= WORK TO BE COMPLETED =
Retype, please, the listing from its opening line through the line that contains "const ys = [14, 41.5, 69, 96, 123.5, 151, 178];", both included, without the pictures.

= DATASET SECTION =
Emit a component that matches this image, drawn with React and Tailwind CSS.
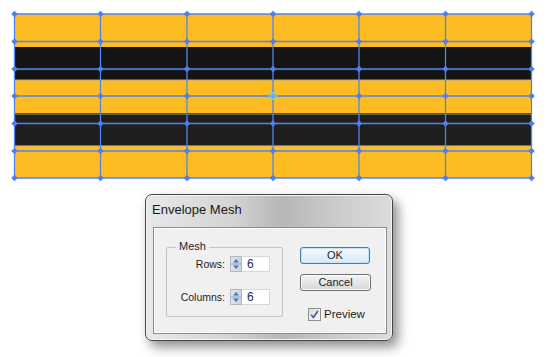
import React from 'react';

const xs = [14.5, 100.5, 187, 273, 359, 445.5, 531.5];
const ys = [14, 41.5, 69, 96, 123.5, 151, 178];

const MeshArt = () => (
  <svg width="550" height="194" className="block">
    {/* stripes */}
    <rect x="14.5" y="14" width="517" height="33" fill="#fcbc22" />
    <rect x="14.5" y="47" width="517" height="33" fill="#141414" />
    <rect x="14.5" y="69" width="517" height="2" fill="#1e1e1e" />
    <rect x="14.5" y="79" width="517" height="1.5" fill="#7a5a10" />
    <rect x="14.5" y="80.5" width="517" height="32.5" fill="#fcbc22" />
    <rect x="14.5" y="113" width="517" height="1.5" fill="#6b5416" />
    <rect x="14.5" y="114.5" width="517" height="31.5" fill="#1f1f1f" />
    <rect x="14.5" y="145" width="517" height="1.5" fill="#9a7414" />
    <rect x="14.5" y="146.5" width="517" height="31.5" fill="#fcbc22" />

    {/* mesh lines */}
    {xs.map((x) => (
      <line key={'v' + x} x1={x} y1="14" x2={x} y2="178" stroke="#5284ee" strokeWidth="1.3" />
    ))}
    {ys.map((y) => (
      <line key={'h' + y} x1="14.5" y1={y} x2="531.5" y2={y} stroke="#5284ee" strokeWidth="1.3" />
    ))}

    {/* mesh points */}
    {xs.map((x) =>
      ys.map((y) => {
        const active = x === 273 && y === 96;
        return (
          <g key={x + '-' + y}>
            <rect
              x={x - 2.3}
              y={y - 2.3}
              width="4.6"
              height="4.6"
              transform={`rotate(45 ${x} ${y})`}
              fill={active ? '#7fa0f0' : '#4f7fee'}
            />
            {active && <circle cx={x} cy={y} r="3.2" fill="none" stroke="#55e3ff" strokeWidth="1.2" />}
          </g>
        );
      })
    )}
  </svg>
);

const Spinner = () => (
  <svg width="12" height="16" className="block shrink-0">
    <defs>
      <linearGradient id="spg" x1="0" y1="0" x2="1" y2="0">
        <stop offset="0" stopColor="#dfe6ee" />
        <stop offset="1" stopColor="#c9d3de" />
      </linearGradient>
    </defs>
    <rect x="0.5" y="0.5" width="11" height="15" fill="url(#spg)" stroke="#b4b8bd" />
    <line x1="1" y1="8" x2="11" y2="8" stroke="#9aa6b3" />
    <path d="M3 6.5 L6 3 L9 6.5 Z" fill="#4876c4" />
    <path d="M3 9.5 L6 13 L9 9.5 Z" fill="#4876c4" />
  </svg>
);

const NumField = ({ label, value }) => (
  <div className="flex items-center h-[16px]">
    <span className="w-[58px] text-right text-[10.5px] text-[#1e1e1e] leading-none">{label}</span>
    <div className="ml-[5px] flex">
      <Spinner />
      <div className="w-[28px] h-[16px] bg-white border border-l-0 border-[#d6d8db] flex items-center pl-[5px] text-[12px] text-[#1e2a50] leading-none">
        {value}
      </div>
    </div>
  </div>
);

export default function App() {
  return (
    <div
      className="w-[550px] h-[357px] bg-white overflow-hidden"
      style={{ fontFamily: '"Liberation Sans", Arial, sans-serif' }}
    >
      <MeshArt />

      {/* Dialog */}
      <div className="ml-[145px] w-[248px] h-[147px] rounded-[7px] border border-[#474747] bg-[linear-gradient(90deg,#e8e8e8_0%,#d4d4d4_35%,#b7b7b7_55%,#cdcdcd_80%,#dcdcdc_100%)] shadow-[5px_6px_12px_rgba(0,0,0,0.45),inset_0_0_0_1px_#f4f4f4] flex flex-col">
        <div className="h-[32px] pl-[6px] pt-[8px] text-[13px] text-[#1a1a1a] leading-none">Envelope Mesh</div>

        <div className="ml-[7px] mr-[5px] mb-[6px] flex-1 border border-[#8c8c8c] bg-[#f0f0f0] shadow-[inset_0_0_0_1px_#ffffff] flex pt-[19px] pl-[12px]">
          {/* Mesh group */}
          <div className="relative w-[117px] h-[70px] border border-[#c4c4c4] rounded-[2px] pt-[8px] flex flex-col gap-[17px]">
            <span className="absolute -top-[7px] left-[9px] px-[3px] bg-[#f0f0f0] text-[11px] text-[#1e1e1e] leading-none">
              Mesh
            </span>
            <NumField label="Rows:" value="6" />
            <NumField label="Columns:" value="6" />
          </div>

          {/* Right column */}
          <div className="ml-[17px] flex flex-col">
            <button className="w-[70px] h-[17px] rounded-[3px] border border-[#3c7fb1] bg-[linear-gradient(#f4f9fd,#dbe9f5)] shadow-[inset_0_0_0_1px_#bfe3f8] text-[11px] text-[#1e1e1e] leading-none">
              OK
            </button>
            <button className="mt-[10px] w-[71px] h-[17px] rounded-[3px] border border-[#707070] bg-[linear-gradient(#f3f3f3_0%,#e6e6e6_50%,#d6d6d6_100%)] shadow-[inset_0_0_0_1px_#fbfbfb] text-[11px] text-[#1e1e1e] leading-none">
              Cancel
            </button>
            <div className="mt-[17px] ml-[8px] flex items-center">
              <div className="w-[13px] h-[13px] border border-[#8f8f8f] bg-[linear-gradient(135deg,#dcdcdc,#fafafa)] flex items-center justify-center">
                <svg width="9" height="9" viewBox="0 0 9 9">
                  <path d="M1.2 4.8 L3.4 7.4 L7.8 1" fill="none" stroke="#3a55ae" strokeWidth="1.6" />
                </svg>
              </div>
              <span className="ml-[3px] text-[11.5px] text-[#1e1e1e] leading-none">Preview</span>
            </div>
          </div>
        </div>
      </div>
    </div>
  );
}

= OUTPUT OF THE TASK =
Emit a component that matches this image, drawn with React and Tailwind CSS.
import React from 'react';

const xs = [14.5, 100.5, 187, 273, 359, 445.5, 531.5];
const ys = [14, 41.5, 69, 96, 123.5, 151, 178];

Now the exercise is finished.